Transcribe the listing that follows in full, omitting pictures.
----------
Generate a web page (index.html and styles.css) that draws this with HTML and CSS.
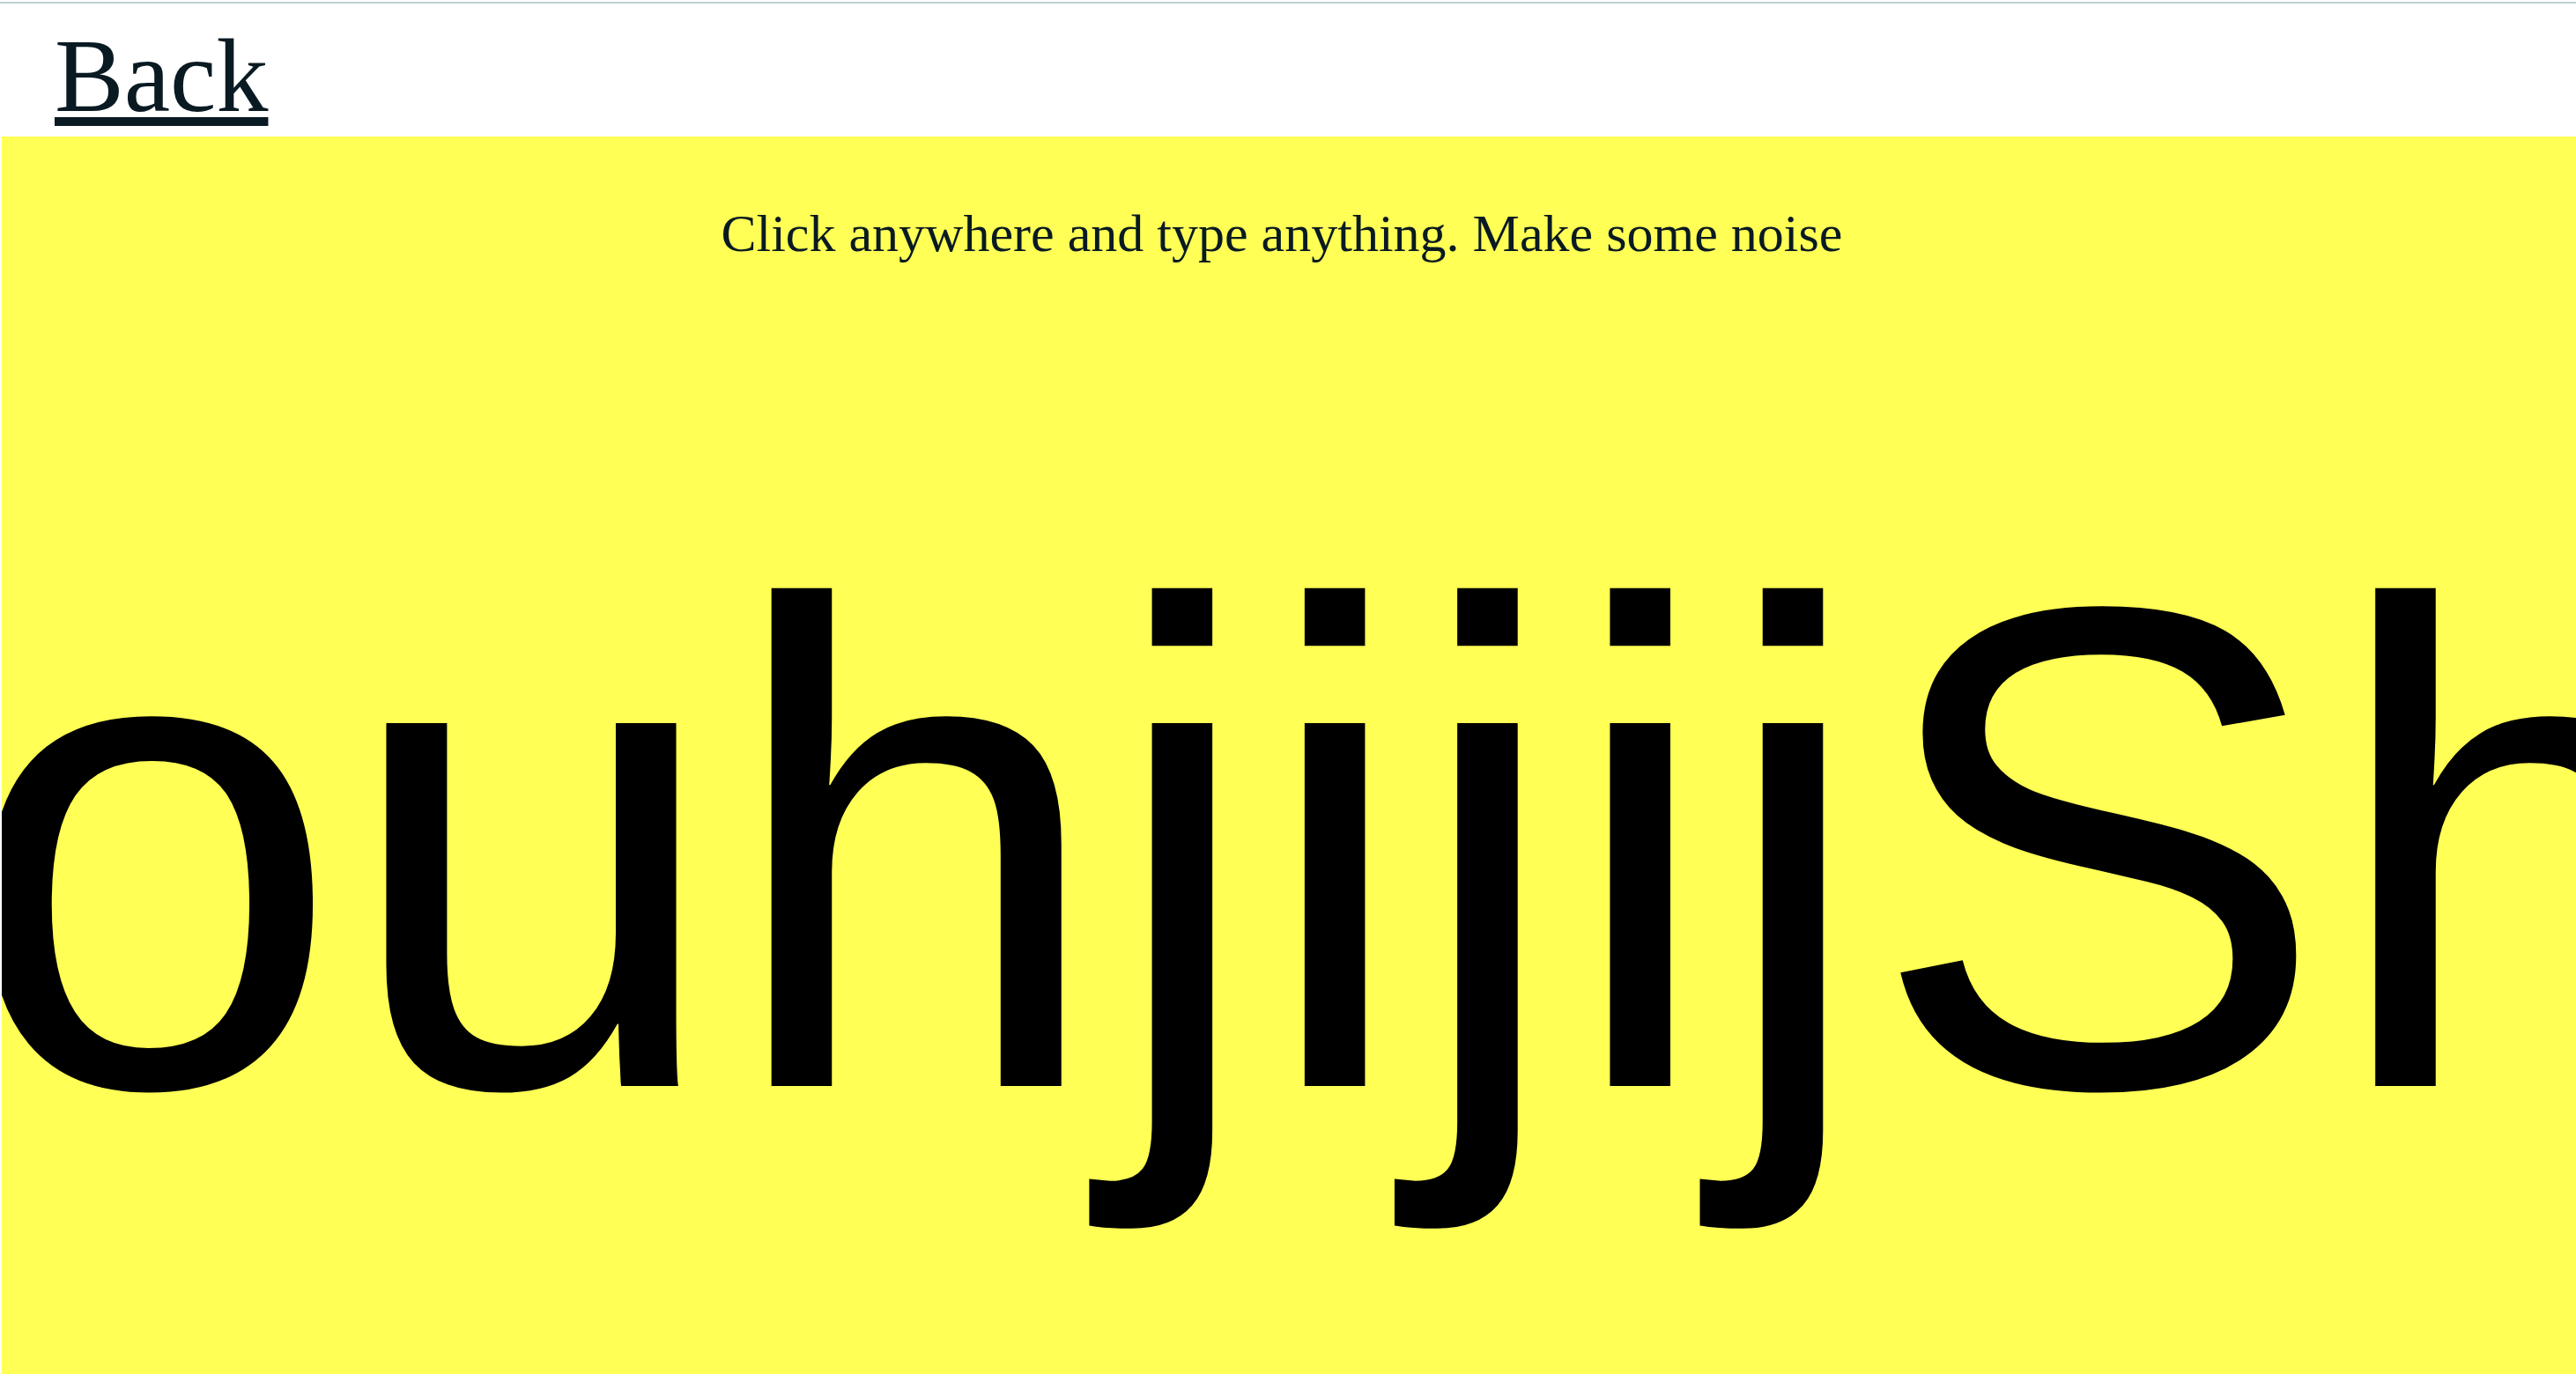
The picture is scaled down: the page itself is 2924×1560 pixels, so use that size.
FILE: index.html
```html
<!DOCTYPE html>
<html lang="en">
<head>
<meta charset="utf-8">
<title>Make some noise</title>
<link rel="stylesheet" href="styles.css">
</head>
<body>
  <div class="topline"></div>
  <header class="header">
    <a class="back" href="#">Back</a>
  </header>
  <main class="stage">
    <p class="prompt">Click anywhere and type anything. Make some noise</p>
    <div class="noise">ouhjijijSh</div>
  </main>
</body>
</html>
```
FILE: styles.css
```css
html, body {
  margin: 0;
  height: 100%;
}

body {
  background: #ffffff;
  overflow: hidden;
}

.topline {
  height: 2px;
  margin-top: 2px;
  background: #bfd2d2;
}

.header {
  box-sizing: border-box;
  height: 151px;
  padding: 15px 0 0 62px;
}

.back {
  font-family: "Liberation Serif", "Times New Roman", serif;
  font-size: 118px;
  line-height: normal;
  color: #0a1a22;
  text-decoration: underline;
  text-decoration-thickness: 10px;
  text-underline-offset: 7px;
  text-decoration-skip-ink: none;
}

.stage {
  margin-left: 2px;
  height: calc(100vh - 155px);
  background: #ffff55;
  overflow: hidden;
}

.prompt {
  margin: 0;
  padding: 76px 16px 0 0;
  font-family: "Liberation Serif", "Times New Roman", serif;
  font-size: 60px;
  line-height: normal;
  text-align: center;
  color: #0a1a22;
}

.noise {
  margin: 273px 0 0 -48px;
  font-family: "Liberation Sans", Arial, sans-serif;
  font-size: 780px;
  line-height: 780px;
  white-space: nowrap;
  color: #000000;
}
```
----------
Correct output:
Generate a web page (index.html and styles.css) that draws this with HTML and CSS.
The picture is scaled down: the page itself is 2924×1560 pixels, so use that size.
FILE: index.html
```html
<!DOCTYPE html>
<html lang="en">
<head>
<meta charset="utf-8">
<title>Make some noise</title>
<link rel="stylesheet" href="styles.css">
</head>
<body>
  <div class="topline"></div>
  <header class="header">
    <a class="back" href="#">Back</a>
  </header>
  <main class="stage">
    <p class="prompt">Click anywhere and type anything. Make some noise</p>
    <div class="noise">ouhjijijSh</div>
  </main>
</body>
</html>
```
FILE: styles.css
```css
html, body {
  margin: 0;
  height: 100%;
}

body {
  background: #ffffff;
  overflow: hidden;
}

.topline {
  height: 2px;
  margin-top: 2px;
  background: #bfd2d2;
}

.header {
  box-sizing: border-box;
  height: 151px;
  padding: 15px 0 0 62px;
}

.back {
  font-family: "Liberation Serif", "Times New Roman", serif;
  font-size: 118px;
  line-height: normal;
  color: #0a1a22;
  text-decoration: underline;
  text-decoration-thickness: 10px;
  text-underline-offset: 7px;
  text-decoration-skip-ink: none;
}

.stage {
  margin-left: 2px;
  height: calc(100vh - 155px);
  background: #ffff55;
  overflow: hidden;
}

.prompt {
  margin: 0;
  padding: 76px 16px 0 0;
  font-family: "Liberation Serif", "Times New Roman", serif;
  font-size: 60px;
  line-height: normal;
  text-align: center;
  color: #0a1a22;
}

.noise {
  margin: 273px 0 0 -48px;
  font-family: "Liberation Sans", Arial, sans-serif;
  font-size: 780px;
  line-height: 780px;
  white-space: nowrap;
  color: #000000;
}
```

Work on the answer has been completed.